Dark Cloud Country: Chapter Seven, Love Carved Lovers Live
"On the forest’s floor, golden leaves still pinnate held firm the vanishing verve of summer’s vitality, and hollowed hulls were strewn noisily about."
This is the seventh chapter of my newest book, Dark Cloud Country: The Four Relationships of Regeneration. You can buy the book here.
Love Carved Lovers Live
I often dream about perfectibility and adjectives and grasshoppers and clouds. Yesterday, it carried me to a sunlit spot in our wildwoods that I had never been before. Aged stinkhorn deliquesced on its side—a decomposing spear thrust into yesteryear. It was faithfully employed on a fallen pignut hickory, and it unhurriedly worked to accomplish its eternal task. Infinitude worked slowly upon the filigree of the mortal and the mundane. Witches’ butter jellied in the tightly crevassed and now moistened bark, consuming that which consumes, a parasite of parasites. On the forest’s floor, golden leaves still pinnate held firm the vanishing verve of summer’s vitality, and hollowed hulls were strewn noisily about. Nature never wastes a good meal and the squirrels in their compunction had long since carried off any opportunity of neglect. But sound was absent, a rotting ruckus that silence made complete. Not complete, whole. Complete implies that a part had been missing, a bolt in a jittery engine perhaps. But forests have no engines and they do not jitter. They just have souls that glimmer.
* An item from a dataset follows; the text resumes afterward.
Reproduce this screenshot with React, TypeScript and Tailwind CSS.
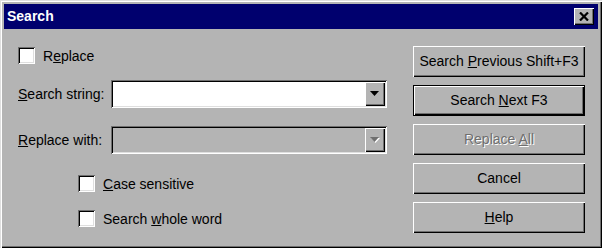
import React from 'react';

const raised =
  'shadow-[inset_1px_1px_0_#ffffff,inset_-1px_-1px_0_#000000,inset_-2px_-2px_0_#6f6f6f]';
const sunken =
  'shadow-[inset_1px_1px_0_#6f6f6f,inset_-1px_-1px_0_#ffffff,inset_2px_2px_0_#000000,inset_-2px_-2px_0_#dfdfdf]';

const Checkbox: React.FC<{ children: React.ReactNode }> = ({ children }) => (
  <div className="flex items-center gap-[8px]">
    <div className={`w-[17px] h-[17px] bg-white ${sunken}`} />
    <span className="leading-none">{children}</span>
  </div>
);

const Combo: React.FC<{ disabled?: boolean }> = ({ disabled }) => (
  <div
    className={`flex justify-end w-[276px] h-[28px] p-[2px] ${disabled ? 'bg-[#b4b4b4]' : 'bg-white'} ${sunken}`}
  >
    <div className={`flex items-center justify-center w-[20px] h-full bg-[#b4b4b4] ${raised}`}>
      <svg width="10" height="6" viewBox="0 0 10 6">
        {disabled && <polygon points="1,1 10,1 5.5,6" fill="#ffffff" />}
        <polygon points="0,0 9,0 4.5,5" fill={disabled ? '#6f6f6f' : '#000000'} />
      </svg>
    </div>
  </div>
);

const Button: React.FC<{ children: React.ReactNode; isDefault?: boolean; disabled?: boolean }> = ({
  children,
  isDefault,
  disabled,
}) => {
  const inner = (
    <div
      className={`flex items-center justify-center w-full h-full bg-[#b4b4b4] ${raised} ${
        disabled ? 'text-[#6f6f6f] [text-shadow:1px_1px_0_#ffffff]' : 'text-black'
      }`}
    >
      <span>{children}</span>
    </div>
  );
  if (isDefault) {
    return <div className="w-[172px] h-[31px] border border-black">{inner}</div>;
  }
  return <div className="w-[172px] h-[31px]">{inner}</div>;
};

export default function App() {
  return (
    <div
      className="w-[602px] h-[248px] bg-[#b4b4b4] p-[4px] text-[14px] text-black shadow-[inset_1px_1px_0_#dfdfdf,inset_2px_2px_0_#ffffff,inset_-1px_-1px_0_#000000,inset_-2px_-2px_0_#6f6f6f]"
      style={{ fontFamily: '"Liberation Sans", Arial, sans-serif' }}
    >
      {/* title bar */}
      <div className="flex items-center justify-between h-[25px] bg-[#00006e] pl-[3px] pr-[4px]">
        <span className="text-white font-bold text-[14px]">Search</span>
        <div className={`flex items-center justify-center w-[20px] h-[17px] bg-[#b4b4b4] ${raised}`}>
          <svg width="10" height="9" viewBox="0 0 10 9" className="-mt-[1px] -ml-[1px]">
            <path d="M1 0.5 L9 8.5 M9 0.5 L1 8.5" stroke="#000" strokeWidth="2.2" />
          </svg>
        </div>
      </div>

      <div className="flex pl-[14px]">
        {/* left column */}
        <div className="w-[381px] flex flex-col pt-[18px]">
          <Checkbox>
            R<u>e</u>place
          </Checkbox>

          <div className="flex items-center mt-[16px]">
            <span className="w-[93px]">
              <u>S</u>earch string:
            </span>
            <Combo />
          </div>

          <div className="flex items-center mt-[18px]">
            <span className="w-[93px]">
              <u>R</u>eplace with:
            </span>
            <Combo disabled />
          </div>

          <div className="flex flex-col gap-[18px] mt-[21px] pl-[60px]">
            <Checkbox>
              <u>C</u>ase sensitive
            </Checkbox>
            <Checkbox>
              Search <u>w</u>hole word
            </Checkbox>
          </div>
        </div>

        {/* right column */}
        <div className="flex flex-col gap-[8px] ml-[14px] pt-[17px]">
          <Button>
            Search <u>P</u>revious Shift+F3
          </Button>
          <Button isDefault>
            Search <u>N</u>ext F3
          </Button>
          <Button disabled>
            Replace <u>A</u>ll
          </Button>
          <Button>Cancel</Button>
          <Button>
            <u>H</u>elp
          </Button>
        </div>
      </div>
    </div>
  );
}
The forest mourned its passing friend, but it also rejoiced. While hewing humans prize hickory for handles and heat, Nature in her eternal patience knows better. Fallen trees also make for great grounds for the playful squirrel, dense homes for the burrowing beetle, melodious podiums for the winter nuthatch’s metronome, anchors for the transitory mycology, and objects of imagination for you and me. They are the hallowed halls of the wildwoods.